> PROMPT:
Keep only the lines of the data below that contain "styles", and copy them.

> SOURCE RECORDS:
[Start]
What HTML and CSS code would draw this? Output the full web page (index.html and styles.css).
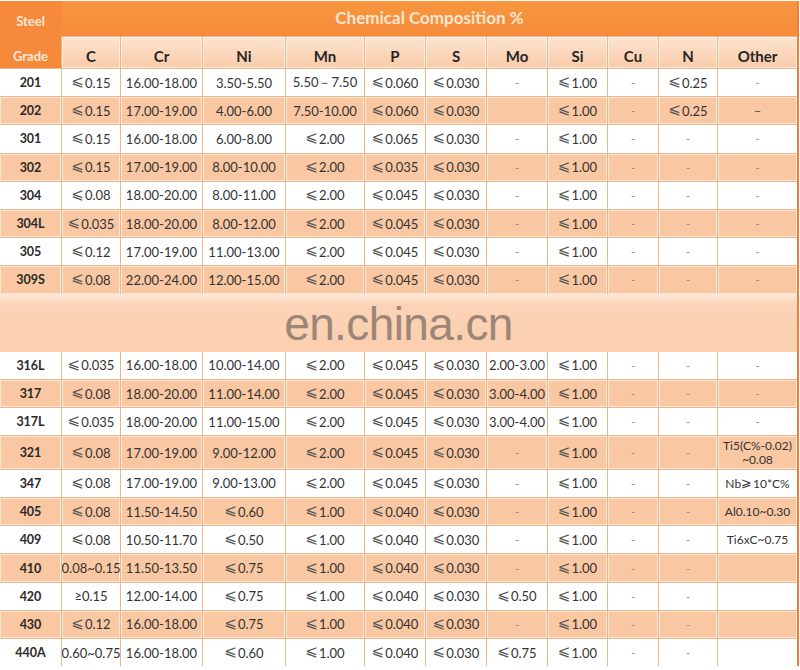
[End]
[Start]
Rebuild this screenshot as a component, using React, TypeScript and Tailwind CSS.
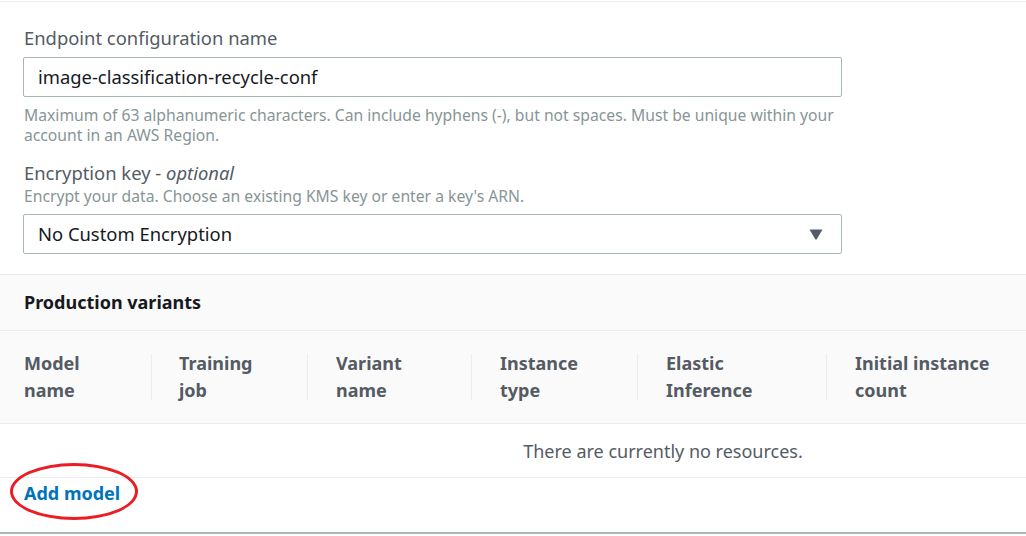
[End]
[Start]
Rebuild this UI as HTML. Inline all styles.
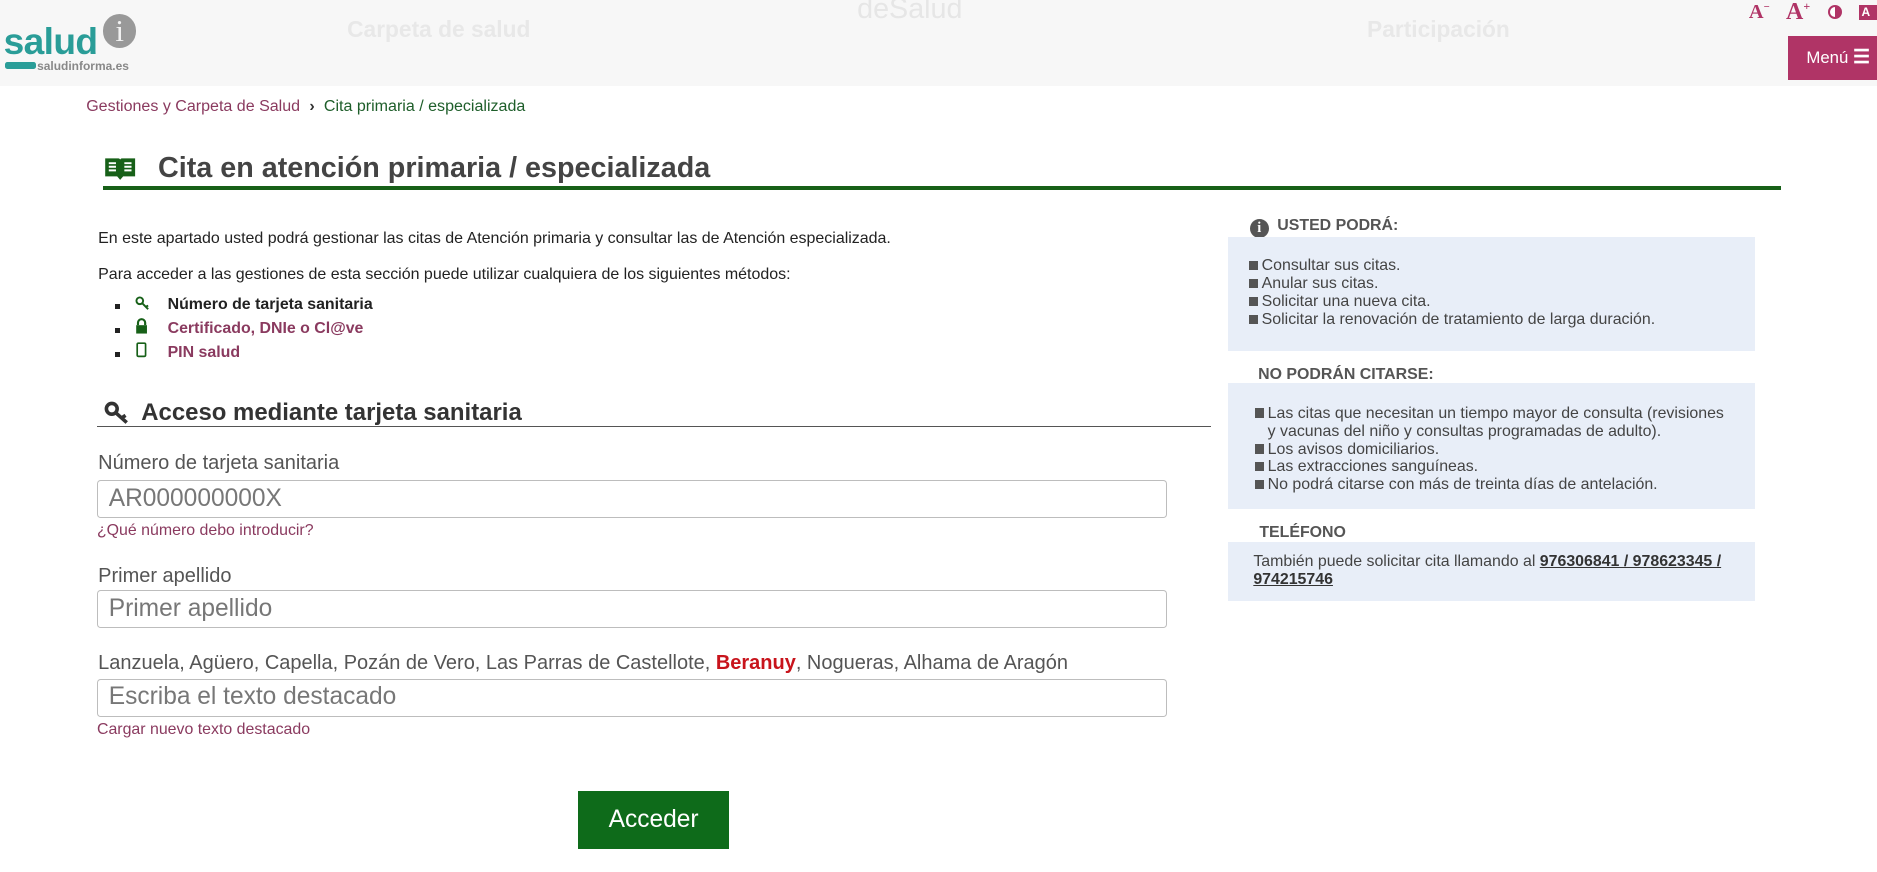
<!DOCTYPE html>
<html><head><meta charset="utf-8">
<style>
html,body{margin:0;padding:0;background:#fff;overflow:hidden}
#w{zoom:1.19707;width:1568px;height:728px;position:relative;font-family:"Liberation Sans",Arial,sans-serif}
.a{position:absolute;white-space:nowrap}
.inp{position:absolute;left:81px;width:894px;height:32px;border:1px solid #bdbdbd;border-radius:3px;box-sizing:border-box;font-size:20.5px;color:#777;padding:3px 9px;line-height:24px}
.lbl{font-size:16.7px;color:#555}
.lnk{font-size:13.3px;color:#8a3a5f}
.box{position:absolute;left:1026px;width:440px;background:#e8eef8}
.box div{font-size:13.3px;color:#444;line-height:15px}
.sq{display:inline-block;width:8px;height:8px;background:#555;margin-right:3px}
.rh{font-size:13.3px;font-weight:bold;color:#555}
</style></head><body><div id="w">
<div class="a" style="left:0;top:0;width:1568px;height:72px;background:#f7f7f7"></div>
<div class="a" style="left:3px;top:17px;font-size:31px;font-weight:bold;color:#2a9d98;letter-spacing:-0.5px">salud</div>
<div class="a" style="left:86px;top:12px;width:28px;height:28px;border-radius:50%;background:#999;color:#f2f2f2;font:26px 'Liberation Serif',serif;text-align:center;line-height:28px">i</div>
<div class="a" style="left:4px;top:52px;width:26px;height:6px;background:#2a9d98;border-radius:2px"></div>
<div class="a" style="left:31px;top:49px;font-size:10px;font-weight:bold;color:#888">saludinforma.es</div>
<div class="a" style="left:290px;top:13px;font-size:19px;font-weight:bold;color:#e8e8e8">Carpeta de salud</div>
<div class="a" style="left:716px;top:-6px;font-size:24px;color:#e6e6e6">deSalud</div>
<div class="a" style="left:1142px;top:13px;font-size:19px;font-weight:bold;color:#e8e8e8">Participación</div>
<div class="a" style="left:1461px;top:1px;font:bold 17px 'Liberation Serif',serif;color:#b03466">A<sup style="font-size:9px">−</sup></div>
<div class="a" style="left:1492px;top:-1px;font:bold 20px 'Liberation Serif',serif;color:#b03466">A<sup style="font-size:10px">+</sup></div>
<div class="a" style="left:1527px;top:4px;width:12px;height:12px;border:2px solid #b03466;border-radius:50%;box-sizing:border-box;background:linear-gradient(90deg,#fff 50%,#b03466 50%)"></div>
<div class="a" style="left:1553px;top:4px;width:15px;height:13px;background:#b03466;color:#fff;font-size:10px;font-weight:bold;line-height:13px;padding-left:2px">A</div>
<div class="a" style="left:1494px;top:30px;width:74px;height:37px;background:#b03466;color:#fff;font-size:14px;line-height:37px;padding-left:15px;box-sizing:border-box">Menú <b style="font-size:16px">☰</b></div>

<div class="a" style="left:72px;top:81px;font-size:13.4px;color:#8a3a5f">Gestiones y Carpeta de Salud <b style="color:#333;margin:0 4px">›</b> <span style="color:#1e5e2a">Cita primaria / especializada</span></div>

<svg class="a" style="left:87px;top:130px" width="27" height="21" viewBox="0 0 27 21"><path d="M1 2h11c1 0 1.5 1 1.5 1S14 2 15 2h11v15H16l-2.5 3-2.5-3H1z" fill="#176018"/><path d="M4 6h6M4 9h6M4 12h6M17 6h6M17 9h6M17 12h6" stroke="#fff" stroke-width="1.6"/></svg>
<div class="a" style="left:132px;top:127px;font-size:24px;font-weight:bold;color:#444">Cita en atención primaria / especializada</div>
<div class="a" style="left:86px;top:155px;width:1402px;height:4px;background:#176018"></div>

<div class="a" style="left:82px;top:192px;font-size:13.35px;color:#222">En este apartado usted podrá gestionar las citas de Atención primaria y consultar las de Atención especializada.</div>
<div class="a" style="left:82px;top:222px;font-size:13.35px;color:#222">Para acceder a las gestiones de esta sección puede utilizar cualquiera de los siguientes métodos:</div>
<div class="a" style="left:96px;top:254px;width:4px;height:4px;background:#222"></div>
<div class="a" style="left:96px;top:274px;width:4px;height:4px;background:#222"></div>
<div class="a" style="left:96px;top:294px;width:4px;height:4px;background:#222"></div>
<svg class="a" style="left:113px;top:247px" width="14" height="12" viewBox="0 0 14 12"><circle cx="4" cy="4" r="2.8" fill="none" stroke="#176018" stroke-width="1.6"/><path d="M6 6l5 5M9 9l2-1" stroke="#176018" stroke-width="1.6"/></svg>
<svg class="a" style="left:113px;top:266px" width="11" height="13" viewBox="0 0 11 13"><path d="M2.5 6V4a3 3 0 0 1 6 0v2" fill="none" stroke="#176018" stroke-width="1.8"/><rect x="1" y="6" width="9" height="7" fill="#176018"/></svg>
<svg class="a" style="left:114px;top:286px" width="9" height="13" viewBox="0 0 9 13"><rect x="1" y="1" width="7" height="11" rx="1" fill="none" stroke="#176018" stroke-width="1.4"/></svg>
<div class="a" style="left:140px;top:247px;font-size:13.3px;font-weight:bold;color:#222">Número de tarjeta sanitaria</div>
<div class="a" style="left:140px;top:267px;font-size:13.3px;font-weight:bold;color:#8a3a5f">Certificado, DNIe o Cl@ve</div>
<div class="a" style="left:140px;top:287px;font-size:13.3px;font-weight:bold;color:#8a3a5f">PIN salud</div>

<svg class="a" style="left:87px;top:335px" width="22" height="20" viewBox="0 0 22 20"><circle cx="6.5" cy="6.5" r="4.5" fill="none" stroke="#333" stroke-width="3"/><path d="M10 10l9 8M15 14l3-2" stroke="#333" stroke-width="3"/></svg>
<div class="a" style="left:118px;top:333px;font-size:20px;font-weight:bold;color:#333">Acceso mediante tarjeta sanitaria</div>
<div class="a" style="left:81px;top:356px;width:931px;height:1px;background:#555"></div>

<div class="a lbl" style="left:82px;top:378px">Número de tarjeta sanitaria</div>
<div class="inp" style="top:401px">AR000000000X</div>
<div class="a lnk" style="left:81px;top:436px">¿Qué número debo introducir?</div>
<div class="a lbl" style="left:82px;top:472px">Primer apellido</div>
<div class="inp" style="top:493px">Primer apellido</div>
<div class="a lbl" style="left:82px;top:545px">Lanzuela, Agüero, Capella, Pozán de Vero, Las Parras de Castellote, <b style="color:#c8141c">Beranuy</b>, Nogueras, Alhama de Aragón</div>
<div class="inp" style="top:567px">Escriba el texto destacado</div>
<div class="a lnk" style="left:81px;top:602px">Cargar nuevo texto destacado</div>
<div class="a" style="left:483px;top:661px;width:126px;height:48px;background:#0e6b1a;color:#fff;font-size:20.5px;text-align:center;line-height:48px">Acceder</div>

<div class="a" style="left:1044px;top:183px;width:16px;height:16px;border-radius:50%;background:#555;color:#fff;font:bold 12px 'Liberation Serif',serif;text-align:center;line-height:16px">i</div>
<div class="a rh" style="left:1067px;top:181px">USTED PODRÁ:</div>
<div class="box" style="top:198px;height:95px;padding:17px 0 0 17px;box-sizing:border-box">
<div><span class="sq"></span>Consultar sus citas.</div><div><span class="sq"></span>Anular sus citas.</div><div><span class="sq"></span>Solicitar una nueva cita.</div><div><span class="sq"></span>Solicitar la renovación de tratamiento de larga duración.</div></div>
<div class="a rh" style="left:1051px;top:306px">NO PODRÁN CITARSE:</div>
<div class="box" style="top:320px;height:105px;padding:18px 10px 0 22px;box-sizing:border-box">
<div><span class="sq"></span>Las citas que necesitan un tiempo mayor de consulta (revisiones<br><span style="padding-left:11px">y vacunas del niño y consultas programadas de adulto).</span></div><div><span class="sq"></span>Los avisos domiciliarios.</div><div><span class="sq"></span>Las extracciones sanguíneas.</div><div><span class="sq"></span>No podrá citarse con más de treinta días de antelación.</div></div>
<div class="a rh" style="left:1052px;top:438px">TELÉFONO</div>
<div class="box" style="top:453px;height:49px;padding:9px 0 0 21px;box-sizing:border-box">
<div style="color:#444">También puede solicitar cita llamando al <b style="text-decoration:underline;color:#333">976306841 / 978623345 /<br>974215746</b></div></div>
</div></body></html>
[End]
> WRITTEN SOLUTION:
What HTML and CSS code would draw this? Output the full web page (index.html and styles.css).
Rebuild this UI as HTML. Inline all styles.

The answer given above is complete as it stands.